Solar systems for watercraft are different, and may look completely different from boat to boat.  Given variation in hull design, masts, rigging, cockpit arrangement, deck angles, and aftermarket customizations, there are very few standard surfaces on any boat.  Moreover, it is rare that any of these surfaces experiences the sun in precisely the same way as the others at any given moment. Each solar panel deployed across these varied surfaces will have a different angle of incidence, different shading, and even different sizing than each of the other panels in the system. No single charge controller on such a system will deliver the maximum power possible to your batteries at any time–even in the fairest of weather.  The constant motion of the boat, passing clouds, and irregular shadows caused by the rigging and structures of the vessel will hamper the system’s ability to reach its potential, every time.

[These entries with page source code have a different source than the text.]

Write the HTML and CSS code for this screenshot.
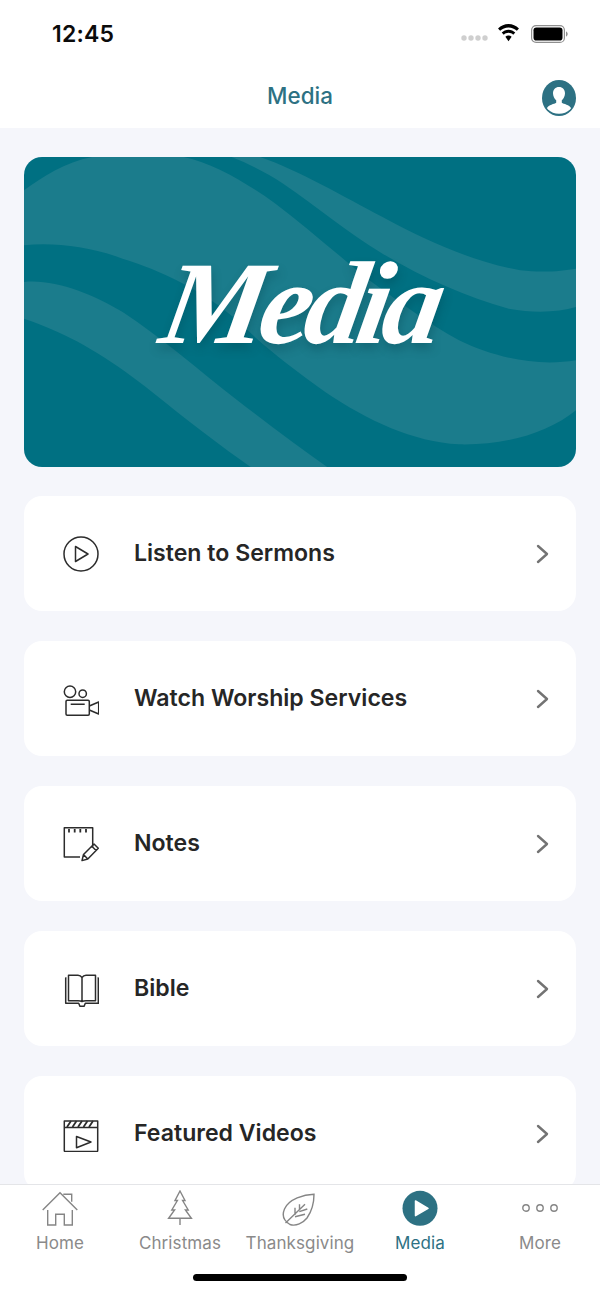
FILE: index.html
```html
<!DOCTYPE html>
<html lang="en">
<head>
<meta charset="utf-8">
<title>Media</title>
<link rel="stylesheet" href="styles.css">
</head>
<body>
<div class="app">
  <header class="top">
    <div class="status">
      <span class="time">12:45</span>
      <div class="status-icons">
        <svg class="signal" viewBox="0 0 27 6"><circle cx="3" cy="3" r="2.7"/><circle cx="10" cy="3" r="2.7"/><circle cx="17" cy="3" r="2.7"/><circle cx="24" cy="3" r="2.7"/></svg>
        <svg class="wifi" viewBox="0 0 22 17"><path d="M11 3.200c3.100 0 5.900 1.200 8 3.200l2-2.100C18.200 1.600 14.800 0 11 0S3.800 1.600 1 4.300l2 2.100c2.100-2 4.900-3.200 8-3.200z"/><path d="M11 8.300c1.700 0 3.300.7 4.500 1.800l2-2.100C15.800 6.300 13.500 5.300 11 5.300S6.200 6.300 4.500 8l2 2.100c1.200-1.100 2.800-1.800 4.500-1.800z"/><path d="M11 10.800c-1.100 0-2.200.4-3 1.200l3 4.500 3-4.500c-.8-.8-1.900-1.200-3-1.200z"/></svg>
        <svg class="battery" viewBox="0 0 37 18"><rect x=".6" y=".6" width="32.800" height="16.800" rx="4.500" fill="none" stroke="#8f8f8f" stroke-width="1.200"/><rect x="2.500" y="2.500" width="29" height="13" rx="2.800"/><path d="M35 6.500c1 .3 1.700 1.300 1.700 2.500s-.7 2.200-1.700 2.500z" fill="#8f8f8f"/></svg>
      </div>
    </div>
    <div class="navbar">
      <h1 class="nav-title">Media</h1>
      <svg class="avatar" viewBox="0 0 34 36"><defs><clipPath id="avatar-clip"><circle cx="17" cy="18" r="15.800"/></clipPath></defs><ellipse cx="17" cy="18" rx="17" ry="18" fill="#2d7183"/><path clip-path="url(#avatar-clip)" d="M17 7c-3.600 0-6 2.700-6 6.300 0 2.900 1.400 5.600 3.200 7v2.400c-1.800 1.200-7.700 2.100-9.200 5.300V36h24v-8c-1.500-3.200-7.400-4.100-9.200-5.300v-2.400c1.800-1.400 3.200-4.100 3.200-7C23 9.700 20.600 7 17 7z" fill="#fff"/></svg>
    </div>
  </header>

  <main class="content">
    <section class="banner">
      <svg class="waves" viewBox="62 20 1444 930" preserveAspectRatio="none">
        <path class="wave" d="M62 120C110 80 170 35 240 20H480C560 40 640 95 720 160C800 230 880 310 960 385C1040 450 1120 520 1200 570C1290 620 1400 650 1506 630V780C1430 850 1320 885 1200 882C1080 875 960 810 850 725C760 650 690 590 620 510C530 420 420 360 320 325C240 290 140 275 62 285Z"/>
        <path class="wave" d="M605 20H680C780 60 900 140 1000 200C1120 275 1240 335 1360 360C1420 368 1470 362 1506 355V470C1460 485 1400 490 1330 475C1220 440 1110 385 1000 310C900 240 830 170 740 100C700 70 650 40 605 20Z"/>
        <path class="wave" d="M62 395C140 385 240 430 320 485C420 560 520 660 620 750C700 820 780 890 855 950H655C580 890 500 820 430 755C340 670 240 590 150 545C120 530 90 515 62 505Z"/>
      </svg>
      <span class="banner-title">Media</span>
    </section>

    <a class="row">
      <svg class="row-icon" viewBox="0 0 36 36"><circle cx="18" cy="18" r="17"/><path d="M12.500 10.500 25 18l-12.500 7.500z"/></svg>
      <span class="row-label">Listen to Sermons</span>
      <svg class="chev" viewBox="0 0 14 20"><path d="M2 2l9 8-9 8"/></svg>
    </a>
    <a class="row">
      <svg class="row-icon" viewBox="0 0 36 36"><circle cx="7" cy="10.700" r="5.700"/><circle cx="19.700" cy="12.700" r="3.700"/><rect x="3" y="19.300" width="23.300" height="15" rx="1.200"/><path d="M7.700 23.300h14M26.300 25l9.400-4v12l-9.400-4"/></svg>
      <span class="row-label">Watch Worship Services</span>
      <svg class="chev" viewBox="0 0 14 20"><path d="M2 2l9 8-9 8"/></svg>
    </a>
    <a class="row">
      <svg class="row-icon" viewBox="0 0 36 36"><path d="M17 31H1.300V1.700h28.400v19"/><path class="thick" d="M6 3v3.500M11.700 3v3.500M17.300 3v3.500M23 3v3.500"/><path d="M19 34.600l1.500-6.100L31 18l4.300 4.300L24.800 33zM20.500 28.500l4.300 4.500M28.800 20.200l4.300 4.300"/></svg>
      <span class="row-label">Notes</span>
      <svg class="chev" viewBox="0 0 14 20"><path d="M2 2l9 8-9 8"/></svg>
    </a>
    <a class="row">
      <svg class="row-icon" viewBox="0 0 36 36"><path d="M3.500 7H2.700v25.300h13l1.200 3h4.200l1.200-3h13V7h-.8"/><path d="M19 30.500V6.500c1-1.500 2.500-2.200 4-2.200h9.500v25.500H23c-1.500 0-3 .2-4 .7zM19 30.500V6.500C18 5 16.500 4.300 15 4.300H5.500v25.500H15c1.500 0 3 .2 4 .7z"/></svg>
      <span class="row-label">Bible</span>
      <svg class="chev" viewBox="0 0 14 20"><path d="M2 2l9 8-9 8"/></svg>
    </a>
    <a class="row">
      <svg class="row-icon" viewBox="0 0 36 36"><path d="M1.300 5h33.400v6.500H1.300zM1.300 11.500h33.400v23a1 1 0 0 1-1 1H2.300a1 1 0 0 1-1-1z"/><path class="thick" d="M4 11l4-6M9.500 11l4-6M15 11l4-6M20.500 11l4-6M26 11l4-6"/><path d="M13.500 20.500 28 26l-14.500 5.800z"/></svg>
      <span class="row-label">Featured Videos</span>
      <svg class="chev" viewBox="0 0 14 20"><path d="M2 2l9 8-9 8"/></svg>
    </a>
  </main>

  <nav class="tabs">
    <div class="tab-list">
      <a class="tab">
        <svg class="tab-icon" viewBox="0 0 36 36"><path d="M.7 20 18 2.700 35.300 20M21.300 4.300h8.400v7.400M5.700 20v15h8V24.300h8.600V35h8V20"/></svg>
        <span class="tab-label">Home</span>
      </a>
      <a class="tab">
        <svg class="tab-icon" viewBox="0 0 36 36"><path d="M18 1l5 9.500h-2.400l5.600 9.500h-2.800l6 8.300H6.600l6-8.300H9.800l5.600-9.500H13zM18 28.300V35"/></svg>
        <span class="tab-label">Christmas</span>
      </a>
      <a class="tab">
        <svg class="tab-icon" viewBox="0 0 36 36"><path d="M32 4.300C22 4.500 7 9 2.500 19-.5 26 2 31 8 34.500c6 2 13-1.500 17-6.500 5-7 7-16 7-23.700zM3.500 33 23 14.300M13 25v-7.300M13 26.700l10-2.400M17.300 21.700l8-2.700M17.500 20.200v-6"/></svg>
        <span class="tab-label">Thanksgiving</span>
      </a>
      <a class="tab tab-active">
        <svg class="tab-icon" viewBox="0 0 36 36"><circle class="disc" cx="18" cy="18.300" r="17.500"/><path class="tri" d="M13.500 11 26 18.300l-12.500 7.300z"/></svg>
        <span class="tab-label">Media</span>
      </a>
      <a class="tab">
        <svg class="tab-icon" viewBox="0 0 36 36"><circle cx="4" cy="18" r="3.200"/><circle cx="18" cy="18" r="3.200"/><circle cx="32" cy="18" r="3.200"/></svg>
        <span class="tab-label">More</span>
      </a>
    </div>
    <div class="home-indicator"></div>
  </nav>
</div>
</body>
</html>
```

FILE: styles.css
```css
* { box-sizing: border-box; }
html, body { margin: 0; padding: 0; }
body {
  width: 600px;
  height: 1299px;
  overflow: hidden;
  font-family: Inter, "Noto Sans", sans-serif;
  background: #fff;
}
.app {
  width: 600px;
  height: 1299px;
  display: flex;
  flex-direction: column;
  overflow: hidden;
}
.top { background: #fff; flex: none; height: 128px; }
.status {
  height: 64px;
  display: flex;
  justify-content: space-between;
  align-items: center;
  padding: 3px 32px 0 52px;
}
.time { font-size: 23px; font-weight: 600; color: #0b0b0b; letter-spacing: 0.2px; }
.status-icons { display: flex; align-items: center; gap: 9px; }
.signal { width: 27px; height: 6px; fill: #cfcfcf; margin-top: 8px; }
.wifi { width: 23px; height: 18px; fill: #000; margin-top: -1px; }
.battery { width: 37px; height: 18px; fill: #000; margin-left: 2px; }
.navbar {
  position: relative;
  height: 64px;
  display: flex;
  align-items: center;
  justify-content: center;
}
.nav-title { margin: 0 0 1px; font-size: 22.4px; font-weight: 500; color: #2d7183; }
.avatar { position: absolute; right: 24px; top: 16px; width: 34px; height: 36px; }
.content {
  flex: 1;
  min-height: 0;
  overflow: hidden;
  background: #f5f6fb;
  padding: 29px 24px 0;
  display: flex;
  flex-direction: column;
  gap: 30px;
}
.banner {
  position: relative;
  flex: none;
  height: 310px;
  margin-bottom: -1px;
  border-radius: 18px;
  overflow: hidden;
  background: #007082;
  display: flex;
  align-items: center;
  justify-content: center;
}
.waves { position: absolute; inset: 0; width: 100%; height: 100%; }
.wave { fill: #1b7c8c; }
.banner-title {
  position: relative;
  font-family: "Liberation Serif", serif;
  font-style: italic;
  font-weight: 700;
  font-size: 118px;
  line-height: 1;
  color: #fff;
  letter-spacing: -7px;
  transform: translate(1px, -8px) skewX(-10deg);
  text-shadow: 2px 6px 10px rgba(0, 60, 70, 0.3);
}
.row {
  flex: none;
  height: 115px;
  background: #fff;
  border-radius: 18px;
  display: flex;
  align-items: center;
  padding: 0 26px 0 39px;
}
.row-icon {
  flex: none;
  width: 36px;
  height: 36px;
  fill: none;
  stroke: #2c2c2c;
  stroke-width: 1.5;
  stroke-linejoin: round;
}
.row-icon .thick { stroke-width: 1.8; stroke-linejoin: miter; }
.row-label {
  flex: 1;
  margin: 0 0 2px 35px;
  font-size: 23.1px;
  font-weight: 600;
  color: #262626;
}
.chev {
  flex: none;
  width: 14px;
  height: 20px;
  fill: none;
  stroke: #737373;
  stroke-width: 2.4;
  stroke-linecap: round;
  stroke-linejoin: round;
}
.tabs {
  flex: none;
  height: 115px;
  background: #fff;
  border-top: 1px solid #e4e5e8;
  display: flex;
  flex-direction: column;
  align-items: center;
}
.tab-list { width: 100%; display: grid; grid-template-columns: repeat(5, 1fr); padding-top: 5px; }
.tab {
  display: flex;
  flex-direction: column;
  align-items: center;
  gap: 6px;
  color: #8a8a8a;
}
.tab-icon {
  width: 36px;
  height: 36px;
  fill: none;
  stroke: #858585;
  stroke-width: 1.4;
}
.tab-label { font-size: 17px; line-height: 22px; font-weight: 400; white-space: nowrap; letter-spacing: 0.1px; }
.tab-active { color: #2d7183; }
.disc { fill: #2d7183; stroke: none; }
.tri { fill: #fff; stroke: #fff; stroke-width: 1.5; stroke-linejoin: round; }
.home-indicator {
  width: 214px;
  height: 7px;
  margin-top: 20px;
  border-radius: 4px;
  background: #000;
}
```
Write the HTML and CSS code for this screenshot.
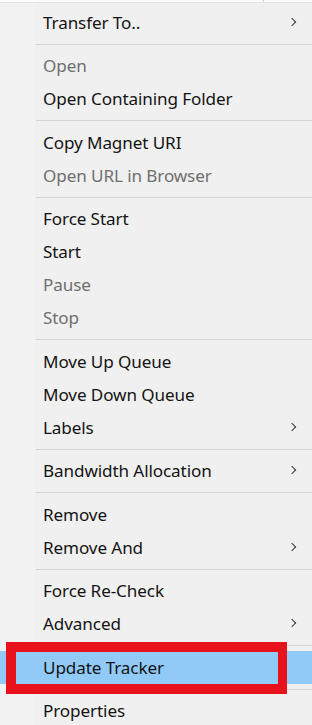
FILE: index.html
```html
<!DOCTYPE html>
<html>
<head>
<meta charset="utf-8">
<link rel="stylesheet" href="styles.css">
</head>
<body>
<div class="topstrip"><span class="coldiv"></span></div>
<div class="menu">
  <div class="item">Transfer To..<span class="chev"></span></div>
  <div class="sep"></div>
  <div class="item dis">Open</div>
  <div class="item">Open Containing Folder</div>
  <div class="sep"></div>
  <div class="item">Copy Magnet URI</div>
  <div class="item dis">Open URL in Browser</div>
  <div class="sep"></div>
  <div class="item">Force Start</div>
  <div class="item">Start</div>
  <div class="item dis">Pause</div>
  <div class="item dis">Stop</div>
  <div class="sep"></div>
  <div class="item">Move Up Queue</div>
  <div class="item">Move Down Queue</div>
  <div class="item">Labels<span class="chev"></span></div>
  <div class="sep"></div>
  <div class="item">Bandwidth Allocation<span class="chev"></span></div>
  <div class="sep"></div>
  <div class="item">Remove</div>
  <div class="item">Remove And<span class="chev"></span></div>
  <div class="sep"></div>
  <div class="item">Force Re-Check</div>
  <div class="item">Advanced<span class="chev"></span></div>
  <div class="sep"></div>
  <div class="item hl">Update Tracker</div>
  <div class="sep"></div>
  <div class="item">Properties</div>
</div>
<div class="redbox"></div>
</body>
</html>
```
FILE: styles.css
```css
html, body {
  margin: 0;
  padding: 0;
  background: #f0f0f0;
  height: 725px;
  overflow: hidden;
}
body {
  position: relative;
  font-family: "Noto Sans", "Open Sans", sans-serif;
}
.topstrip {
  height: 2px;
  background: #fbfbfb;
  position: relative;
}
.coldiv {
  position: absolute;
  left: 263px;
  top: 0;
  width: 1px;
  height: 2px;
  background: #d0d0d0;
}
.menu {
  border-top: 1px solid #e3e3e3;
  padding-top: 2.5px;
  background: linear-gradient(to right, #f2f2f2 0, #f2f2f2 35px, #f0f0f0 35px);
}
.item {
  height: 33px;
  line-height: 33px;
  padding-left: 43px;
  font-size: 17.1px;
  color: #141414;
  position: relative;
  letter-spacing: -0.1px;
}
.item.dis {
  color: #6f6f6f;
}
.item.hl {
  background: #91c9f7;
}
.sep {
  height: 10.5px;
  position: relative;
}
.sep::after {
  content: "";
  position: absolute;
  left: 36px;
  right: 0;
  top: 5px;
  height: 1px;
  background: #d5d5d5;
}
.chev {
  position: absolute;
  left: 289px;
  top: 13px;
  width: 5px;
  height: 5px;
  border-right: 1.6px solid #3a3a3a;
  border-top: 1.6px solid #3a3a3a;
  transform: rotate(45deg);
  transform-origin: center;
}
.redbox {
  position: absolute;
  left: 6px;
  top: 642px;
  width: 262px;
  height: 32px;
  border: 10px solid #e8121c;
  border-right-width: 9px;
}
```
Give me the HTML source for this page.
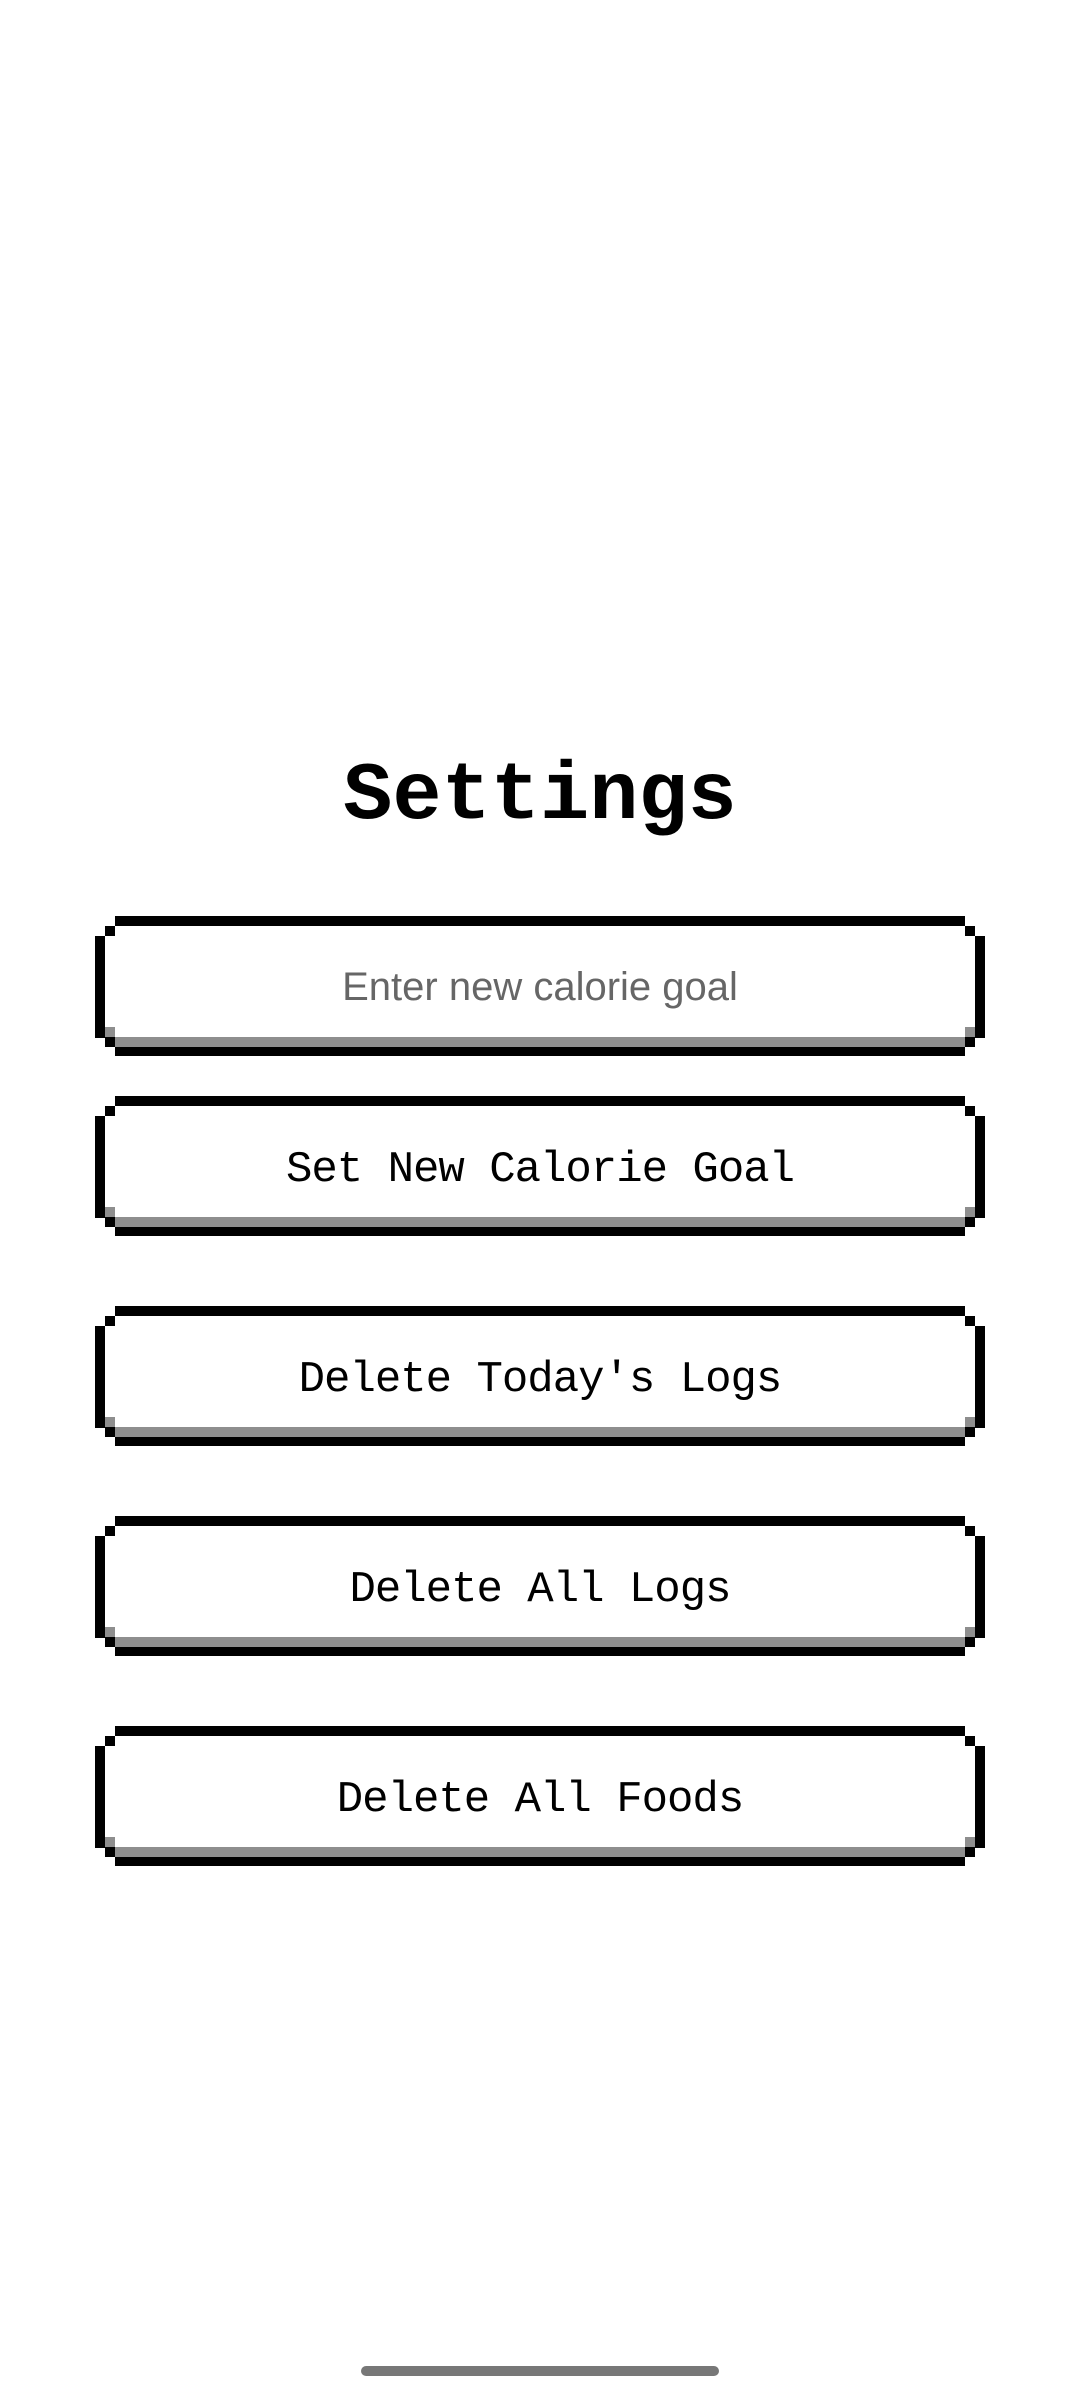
<!DOCTYPE html>
<html><head><meta charset="utf-8"><style>
html,body{margin:0;padding:0;background:#fff;width:1080px;height:2400px;overflow:hidden;position:relative}
.t{position:absolute;left:0;width:1080px;text-align:center;top:752px;font:bold 82px "Liberation Mono",monospace;line-height:90px;color:#000}
.b{position:absolute;left:95px;width:890px;height:140px}
.b svg{position:absolute;left:0;top:0}
.b span{position:absolute;left:0;right:0;top:5px;height:138px;text-align:center;font:44px "Liberation Mono",monospace;line-height:138px;color:#000;letter-spacing:-1px}
.b span.p{top:2px;font:40px "Liberation Sans",sans-serif;line-height:138px;color:#666;letter-spacing:0}
.h{position:absolute;left:361px;top:2366px;width:358px;height:10px;border-radius:5px;background:#777}
</style></head><body>
<div class="t">Settings</div>
<svg width="0" height="0" style="position:absolute"><defs><g id="f">
<rect x="20" y="0" width="850" height="10" fill="#000"/>
<rect x="10" y="10" width="10" height="10" fill="#000"/>
<rect x="870" y="10" width="10" height="10" fill="#000"/>
<rect x="0" y="20" width="10" height="102" fill="#000"/>
<rect x="880" y="20" width="10" height="102" fill="#000"/>
<rect x="10" y="111" width="10" height="10" fill="#8e8e8e"/>
<rect x="870" y="111" width="10" height="10" fill="#8e8e8e"/>
<rect x="20" y="121" width="850" height="10" fill="#8e8e8e"/>
<rect x="10" y="121" width="10" height="10" fill="#000"/>
<rect x="870" y="121" width="10" height="10" fill="#000"/>
<rect x="20" y="131" width="850" height="9" fill="#000"/>
</g></defs></svg>
<div class="b" style="top:916px"><svg width="890" height="140"><use href="#f"/></svg><span class="p">Enter new calorie goal</span></div>
<div class="b" style="top:1096px"><svg width="890" height="140"><use href="#f"/></svg><span>Set New Calorie Goal</span></div>
<div class="b" style="top:1306px"><svg width="890" height="140"><use href="#f"/></svg><span>Delete Today's Logs</span></div>
<div class="b" style="top:1516px"><svg width="890" height="140"><use href="#f"/></svg><span>Delete All Logs</span></div>
<div class="b" style="top:1726px"><svg width="890" height="140"><use href="#f"/></svg><span>Delete All Foods</span></div>
<div class="h"></div>
</body></html>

These unique problems require a different approach to solar system design.  Since the panels will be operating under different conditions, they will have different optimum operating voltages (the “Maximum Power Point” or “Vmp”).  The conventional approach of connecting all panels to the same charge controller would force them to operate at the same voltage, preventing them from reaching their potential.  Instead, the optimal solution is to pair each panel with its own smaller and faster maximum power point tracking (MPPT) controller. When managed by its own MPPT controller, each panel will deliver the most power possible at any given moment, even with overcast skies, intermittent partial shading, or low-angle light.  

With a small system and inexpensive controllers, I figure every 10th of an amp I can wring out of my panels is worthwhile.

I do notice the output of my two controllers varying wildly from moment to moment as the boat moves around, so there appears to be some truth to this.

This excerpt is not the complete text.